Adriano gasped as they came closer. “Oh my god!”

“Look at him!” Francesco squeaked.

Cesare chuckled, slapping their shoulders into a tight hug, holding on a little tighter when it came to Milan’s turn. They had also spent a lot of time talking when he had been in the institute, and they’d reached a good place. It wasn’t perfect, but none of us were; we were all just enough.

Milan had been ecstatic about Ciro’s birth, so ecstatic that when Bella sent a photo of him to the new family group chat, he’d even done a thumbs-up. That was an incredibly high level of praise for Milan Lucca.

I laid the baby across Francesco’s arm as he reached for him, noting how Adriano looked away with his face a picture of pain and want. I squeezed his wrist, telling him that I knew his pain, that I felt it, and would fix it.

Milan reached over to his nephew, smoothing down his matching hair.

Ciro was every part a Lucca from his dark eyes to his even darker hair. His jaw even sat in the same way as Brenno, Cesare, and Milan’s. The brothers’ shared traits had all come from Mattea, and those were the features that Ciro had decided to inherit, not the ones that had come from Hugo.

A newborn with my husband’s face was not good for my ovaries, and I didn’t even want his inevitably giant-bodied kids.

I didn’t think I did anyway.

“He is wonderful. Well done, Cesare,” Milano said softly. “He looks like Siena.”
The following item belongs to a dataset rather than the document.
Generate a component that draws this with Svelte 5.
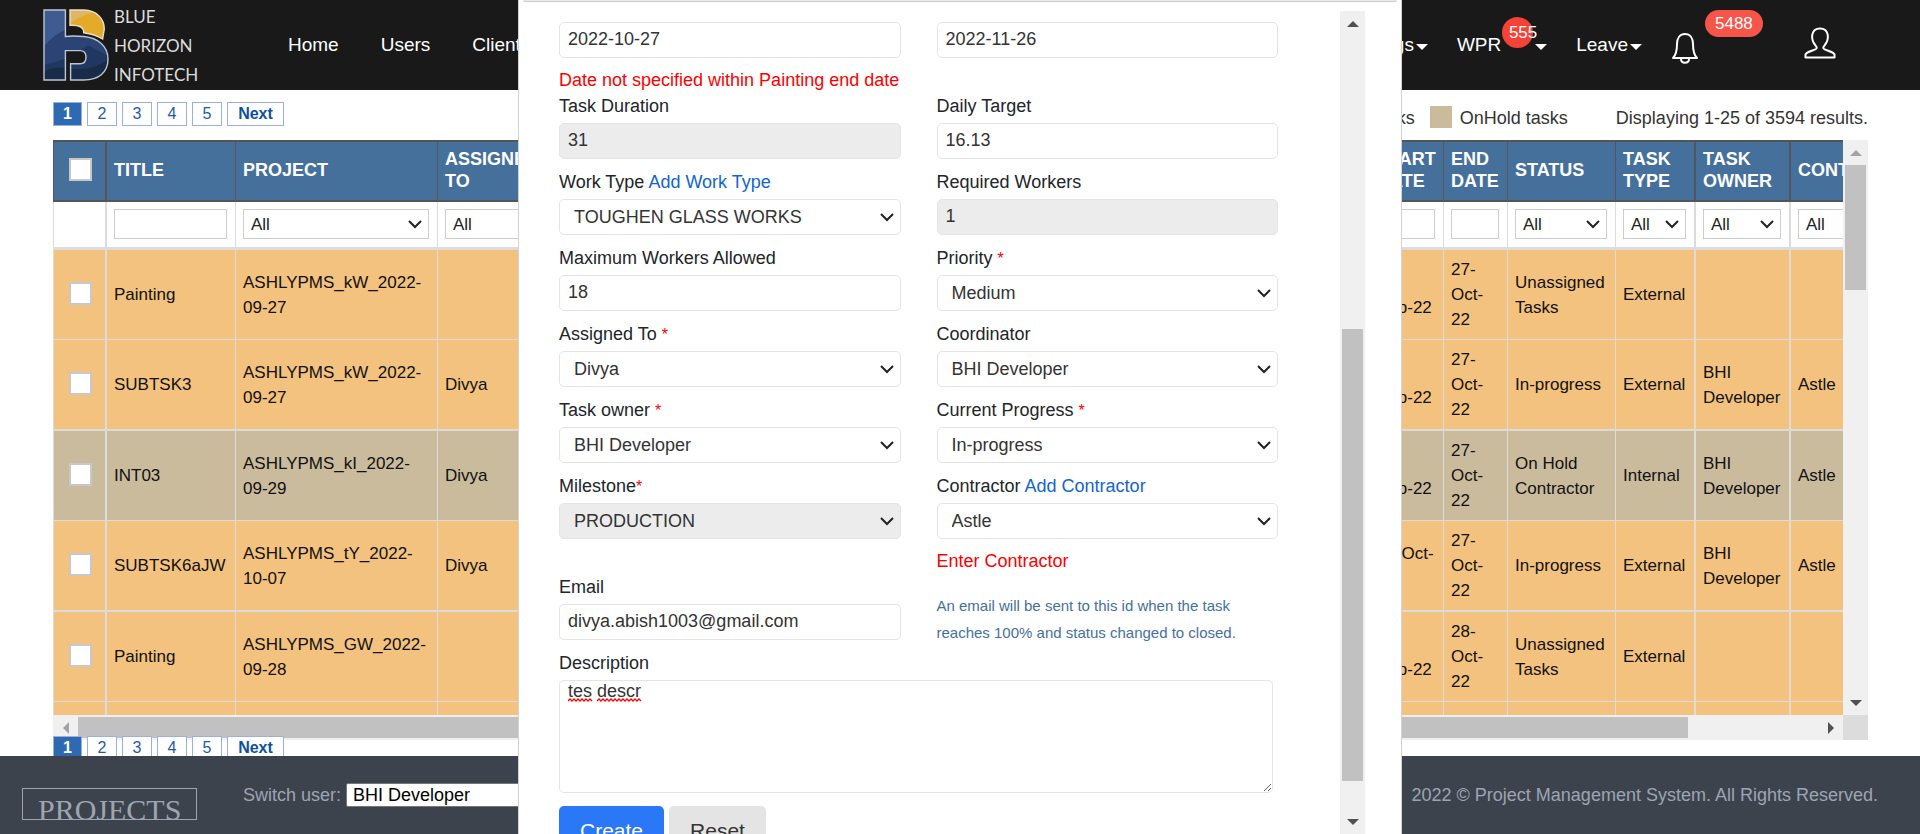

“He does,” Adriano cooed. “It’s the dark hair and little button nose. What a cutie.”

Brenno cleared his throat. “That’s Mom’s genes.”

Everyone had avoided talking about Mattea—everyone other than Brenno.

He seemed to bring her up on occasions where the family was together, like it healed a part of him to include her or ask about her, but Fiorella had said that she thought it was because he felt safest with everyone around to wonder about her.

It didn’t matter why. All that was truly important was that we were a family, that we all belonged, and that the Lucca brothers were never separated again.

MILAN

As the night drew on and people showed no signs of leaving, I became increasingly aware of my wife’s aching feet and tired limbs.

It was nine in the evening; Sicily and I were typically in bed like elderly people by now, but the Famiglia was just getting started.

My wife had worked hard, given up so much, and I was in complete and total awe of her, but having emotions and loving her as dearly as I did meant experiencing her exhaustion too, and that was something I was still becoming accustomed to.

As I followed Sicily through the corridor and watched her take a secret seat on the school’s glossy staircase, a small smirk tugged at my lips. I paused, letting the wall hold my shoulder as she flexed her toes inside of her shoes, not realizing that anyone was watching.

“Can I tell you a secret?”

She looked up to find me, laughing softly. “Yeah?”

I walked slowly toward her and crouched, my fingers working off the straps of her heels. “I would rather be in bed pretending I am not falling asleep during our movie night right now.”

Her next fit of laughter fell into a small whimper as I shimmied the shoes from her feet and squeezed her red, squashed toes. I worked my knuckles over the stiff, blistering red arches, causing her head to roll on her neck and her eyes to close.

Peace was the most notable thing I could offer her, and I would always work tirelessly to ensure that her world served her as she sculpted it the way she desired.